A new parallel method for molecular dynamics simulation of macromolecular systems
S Plimpton and B Hendrickson, JOURNAL OF COMPUTATIONAL CHEMISTRY, 17, 326-337 (1996).
Short-range molecular dynamics simulations of molecular systems are commonly parallelized by replicated-data methods, in which each processor stores a copy of all atom positions. This enables computation of bonded 2-, 3-, and 4-body forces within the molecular topology to be partitioned among processors straightforwardly A drawback to such methods is that the interprocessor communication scales as N (the number of atoms) independent of P (the number of processors). Thus, their parallel efficiency falls off rapidly when large numbers of processors are used.
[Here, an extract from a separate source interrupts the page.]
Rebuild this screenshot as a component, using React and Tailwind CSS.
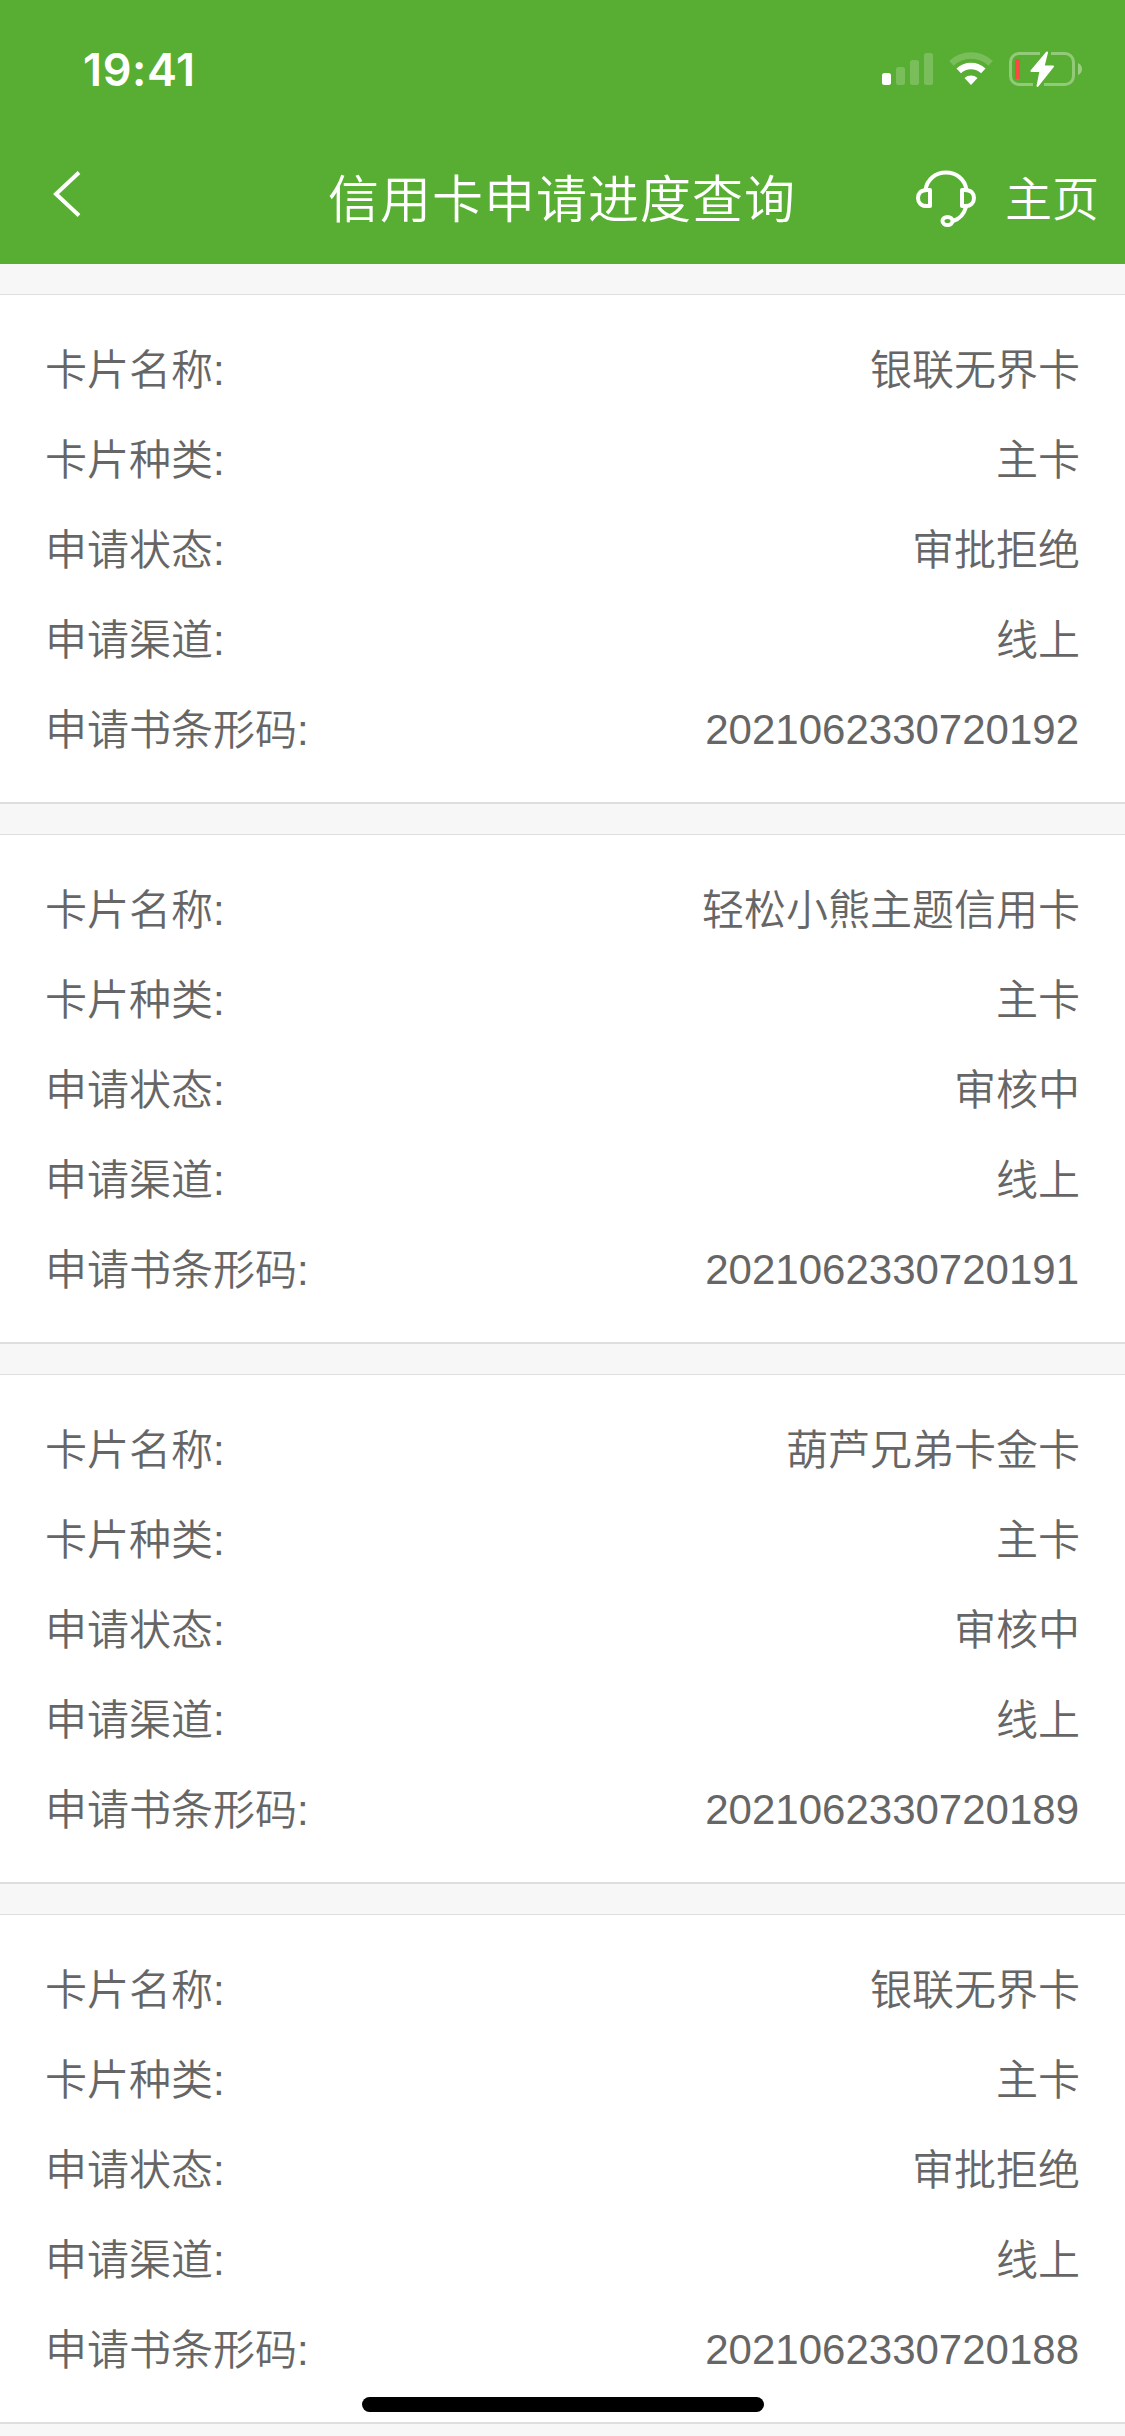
import React from "react";

const applications = [
  { id: "2021062330720192", name: "银联无界卡", type: "主卡", status: "审批拒绝", channel: "线上" },
  { id: "2021062330720191", name: "轻松小熊主题信用卡", type: "主卡", status: "审核中", channel: "线上" },
  { id: "2021062330720189", name: "葫芦兄弟卡金卡", type: "主卡", status: "审核中", channel: "线上" },
  { id: "2021062330720188", name: "银联无界卡", type: "主卡", status: "审批拒绝", channel: "线上" },
];

function SignalIcon() {
  return (
    <svg width="51" height="32" viewBox="0 0 51 32" fill="#fff">
      <rect x="0" y="20" width="9" height="12" rx="2.5" />
      <g opacity="0.2">
        <rect x="14" y="14" width="9" height="18" rx="2.5" />
        <rect x="28" y="7" width="9" height="25" rx="2.5" />
        <rect x="42" y="0" width="9" height="32" rx="2.5" />
      </g>
    </svg>
  );
}

function WifiIcon() {
  return (
    <svg width="46" height="34" viewBox="0 0 46 34" fill="none" stroke="#fff">
      <path d="M3.4 11.3 A28.5 28.5 0 0 1 42.6 11.3" strokeWidth="6.5" opacity="0.2" />
      <path d="M10.7 18.8 A18 18 0 0 1 35.3 18.8" strokeWidth="6.5" />
      <path d="M16.5 26 A10 10 0 0 1 29.5 26 L23 33 Z" fill="#fff" stroke="none" />
    </svg>
  );
}

function BatteryIcon() {
  return (
    <svg width="74" height="36" viewBox="0 0 74 36" fill="none">
      <path
        d="M31 2.5 H10 A8.5 8.5 0 0 0 1.5 11 V25 A8.5 8.5 0 0 0 10 33.5 H24 M42 2.5 H56 A8.5 8.5 0 0 1 64.5 11 V25 A8.5 8.5 0 0 1 56 33.5 H35"
        stroke="#fff"
        strokeWidth="3"
        opacity="0.35"
      />
      <path d="M69 12 Q73 14 73 18 Q73 22 69 24 Z" fill="#fff" opacity="0.4" />
      <rect x="6" y="8" width="5" height="20" rx="1.5" fill="#fb4a42" />
      <path
        d="M38 1.5 L22.5 20 H31.5 L28.5 35 L44 15.5 H34.5 Z"
        fill="#fff"
        stroke="#fff"
        strokeWidth="2"
        strokeLinejoin="round"
      />
    </svg>
  );
}

function HeadsetIcon() {
  return (
    <svg width="62" height="60" viewBox="0 0 62 60" fill="none" stroke="#fff" strokeWidth="4">
      <path d="M10.5 21 C12 10 21 3.5 31 3.5 C41 3.5 50 10 51.5 21" />
      <path d="M15 21 V37 H12 C6 37 3 33.5 3 29 C3 24.5 6 21 12 21 Z" strokeLinejoin="round" />
      <path d="M47 21 V37 H50 C56 37 59 33.5 59 29 C59 24.5 56 21 50 21 Z" strokeLinejoin="round" />
      <path d="M51 38 C49 45 45 50 38 52" />
      <ellipse cx="32.5" cy="52" rx="5" ry="4" />
    </svg>
  );
}

function Header() {
  return (
    <header className="h-[264px] bg-[#58ae32] text-white">
      <div className="flex h-[138px] items-center justify-between pl-[83px] pr-[42px]">
        <span className="font-['Inter',sans-serif] text-[45px] leading-none font-semibold tracking-[0.6px]">19:41</span>
        <div className="flex items-center gap-[15px]">
          <SignalIcon />
          <WifiIcon />
          <BatteryIcon />
        </div>
      </div>
      <div className="grid h-[126px] grid-cols-[328px_1fr_auto] items-center pr-[26px] pb-1">
        <svg className="mb-[10px] ml-[53px]" width="28" height="46" viewBox="0 0 28 46" fill="none" stroke="#fff" strokeWidth="4">
          <path d="M26 1.5 L3 23 L26 44.5" />
        </svg>
        <h1 className="mt-0.5 text-[51px] leading-none font-[350] tracking-[1px]">信用卡申请进度查询</h1>
        <div className="flex items-center gap-7">
          <HeadsetIcon />
          <span className="text-[47px] leading-none font-[350]">主页</span>
        </div>
      </div>
    </header>
  );
}

function Row({ label, value }) {
  return (
    <div className="flex h-[90px] items-center justify-between">
      <span>{label}:</span>
      <span>{value}</span>
    </div>
  );
}

function App() {
  return (
    <div className="relative h-[2436px] w-[1125px] overflow-hidden bg-[#f7f7f7] font-['Liberation_Sans','Noto_Sans_CJK_SC',sans-serif]">
      <Header />
      <main className="flex flex-col gap-[30px] pt-[30px]">
        {applications.map((item) => (
          <section
            key={item.id}
            className="border-t border-b-2 border-[#dedede] bg-white px-[45px] pt-[31px] pb-[26px] text-[42px] leading-none font-[350] text-[#666]"
          >
            <Row label="卡片名称" value={item.name} />
            <Row label="卡片种类" value={item.type} />
            <Row label="申请状态" value={item.status} />
            <Row label="申请渠道" value={item.channel} />
            <Row label="申请书条形码" value={<span className="mr-px mb-0.5 block">{item.id}</span>} />
          </section>
        ))}
      </main>
      {/* home indicator */}
      <div className="absolute bottom-6 left-[362px] h-[15px] w-[402px] rounded-full bg-black" />
    </div>
  );
}

export default App;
In this article a new parallel method for simulating macromolecular or small-molecule systems is presented, called force- decomposition. Its memory and communication costs scale as N/root P, allowing larger problems to be run faster on greater numbers of processors. Like replicated-data techniques, and in contrast to spatial- decomposition approaches, the new method can be simply load balanced and performs well even for irregular simulation geometries. The implementation of the algorithm in a prototypical macromolecular simulation code ParBond is also discussed. On a 1024-processor Intel Paragon, ParBond runs a standard benchmark simulation of solvated myoglobin with a parallel efficiency of 61% and at 40 times the speed of a vectorized version of CHARMM running on a single Gray Y-MP processor. (C) 1996 by John Wiley & Sons, Inc.